The impact of McCaffery’s victory, which was also viewed as a referendum on abortion access in the state, will be multifaceted and wide-reaching. Republicans will have a harder time regaining control of the court in 2026, which is critical for fair maps in the next redistricting cycle. 

In 2018, the state Supreme Court struck down the state’s congressional map, ruling it was unconstitutionally gerrymandered to benefit Republicans. In the party-line opinion, the court ruled that the districts “clearly, plainly and palpably” violated the state constitution and blocked the map from remaining in effect for the 2018 midterm elections. 

Author of the opinion, Justice Debra Todd (D) also strongly denounced gerrymandering and its consequences: “[i]t is axiomatic that a diluted vote is not an equal vote, as all voters do not have an equal opportunity to translate their votes into representation. This is the antithesis of a healthy representative democracy.”
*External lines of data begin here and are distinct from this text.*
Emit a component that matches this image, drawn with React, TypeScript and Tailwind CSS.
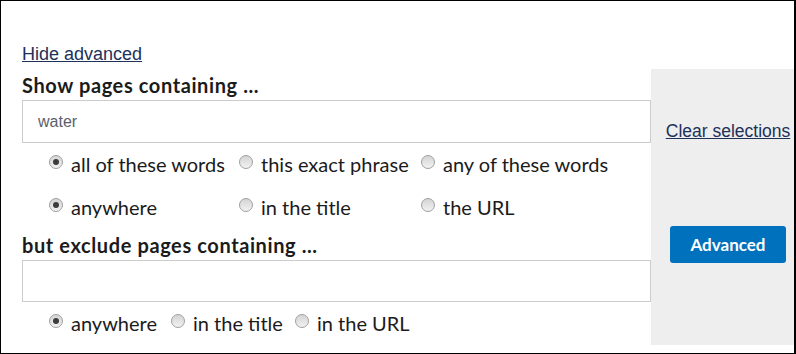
import React from 'react';

type Option = { label: string; checked?: boolean };

function Radio({ checked }: { checked?: boolean }) {
  return (
    <span className="mb-[4px] flex h-[14px] w-[14px] shrink-0 items-center justify-center rounded-full border border-[#a0a0a0] bg-linear-to-b from-[#d4d4d4] to-[#f2f2f2]">
      {checked && <span className="h-[6px] w-[6px] rounded-full bg-[#3c3c3c]" />}
    </span>
  );
}

function RadioItem({ label, checked }: Option) {
  return (
    <label className="flex items-center">
      <Radio checked={checked} />
      <span className="ml-[8px] whitespace-nowrap">{label}</span>
    </label>
  );
}

const matchWords: Option[] = [
  { label: 'all of these words', checked: true },
  { label: 'this exact phrase' },
  { label: 'any of these words' },
];

const matchWhere: Option[] = [
  { label: 'anywhere', checked: true },
  { label: 'in the title' },
  { label: 'the URL' },
];

const excludeWhere: Option[] = [
  { label: 'anywhere', checked: true },
  { label: 'in the title' },
  { label: 'in the URL' },
];

export default function App() {
  return (
    <div className="flex h-[354px] w-[796px] border border-r-2 border-black bg-white font-['Lato',sans-serif] text-[20px] leading-[24px] text-[#1b1b1b]">
      {/* left: search form */}
      <div className="w-[650px] shrink-0 pl-[21px] pt-[43px]">
        <a
          href="#"
          className="block font-['Liberation_Sans',Arial,sans-serif] text-[18px] leading-[21px] text-[#1d3159] underline"
        >
          Hide advanced
        </a>
        <h2 className="mt-[8px] font-bold tracking-[0.6px]">Show pages containing ...</h2>
        <div className="mt-[3px] flex h-[43px] items-center border border-[#cccccc] pl-[15px] font-['Liberation_Sans',Arial,sans-serif] text-[16px] text-[#5b616b]">
          water
        </div>

        <div className="ml-[27px] grid h-[42px] grid-cols-[190px_182px_auto] items-center">
          {matchWords.map((o) => (
            <RadioItem key={o.label} {...o} />
          ))}
        </div>
        <div className="ml-[27px] grid h-[44px] grid-cols-[190px_182px_auto] items-center">
          {matchWhere.map((o) => (
            <RadioItem key={o.label} {...o} />
          ))}
        </div>

        <h2 className="mt-[4px] font-bold tracking-[0.6px]">but exclude pages containing ...</h2>
        <div className="mt-[3px] h-[42px] border border-[#cccccc]" />

        <div className="ml-[27px] grid h-[42px] grid-cols-[122px_124px_auto] items-center">
          {excludeWhere.map((o) => (
            <RadioItem key={o.label} {...o} />
          ))}
        </div>
      </div>

      {/* right: actions */}
      <div className="mb-[8px] mt-[68px] flex flex-1 flex-col items-center bg-[#eeeeee] pl-[11px]">
        <a
          href="#"
          className="mt-[53px] font-['Liberation_Sans',Arial,sans-serif] text-[17.5px] leading-[18px] text-[#1d3159] underline"
        >
          Clear selections
        </a>
        <button className="mt-[86px] h-[37px] w-[116px] rounded-[3px] bg-[#0071bc] text-[17px] font-bold text-white">
          Advanced
        </button>
      </div>
    </div>
  );
}
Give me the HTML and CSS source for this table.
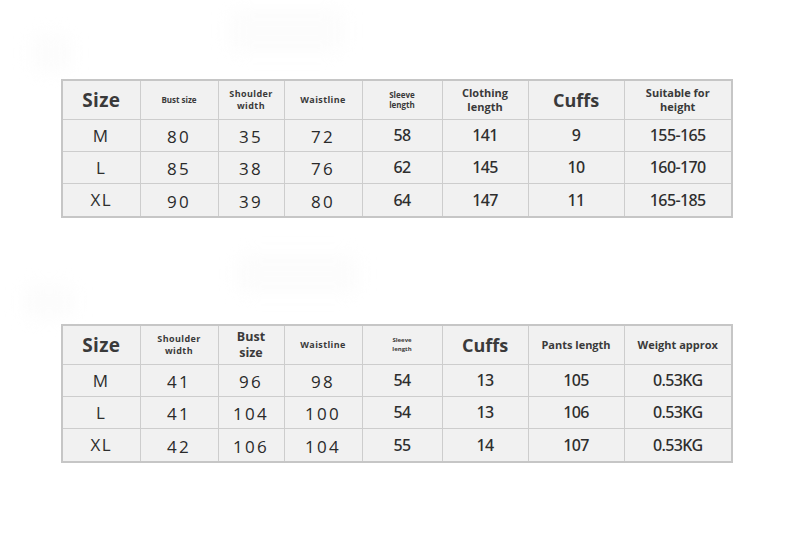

But redistricting is only one of the potential ramifications of this race. Voting rights litigation in Pennsylvania is likely to ramp up in 2024 as it did during the last major election cycle. In 2022, the state saw the second most democracy-related lawsuits in the country, according to our case database. 

Just ahead of Election Day in November 2022, with an even split of justices following Democratic Justice Max Baer’s death, the court issued a deadlocked, 3-3 ruling that blocked counties from counting undated mail-in ballots (ballots that were timely cast and valid but missing a date on their outer return envelopes) and wrongly dated mail-in ballots (ballots that were timely cast and valid but have an incorrect date, such as the voter’s birthday, on their outer return envelopes).

In the state’s 2023 primary in May, 30% of the rejected mail-in ballots were thrown out because they had an incorrect date or no date.  

In 2020, the Pennsylvania Supreme Court stood against the onslaught of lawsuits filed by the Trump campaign and its allies. Of former President Donald Trump’s 65 lawsuits seeking to overturn the presidential election and undermine democracy, 14 lawsuits were filed in Pennsylvania. Five of these post-election cases made it to the state Supreme Court, where the Democratic majority rebuffed each argument to dismantle the democratic process.

After yesterday’s election, this buffer is now reinforced. 

Across the Keystone State, voters showed up in support of democracy. Democrats swept all four judicial races on its Commonwealth Court and its Superior Court. Allegheny County, Pennsylvania’s second-largest county and home to Pittsburgh, fended off a Republican majority on its board of elections, which would have empowered fake Trump elector, Sam DeMarco, who already sits on the board. And in Bucks County, a populous county just north of Philadelphia, Democrats retained control of the county board of commissioners and a contentious school board election saw the far-right Moms for Liberty ousted from power.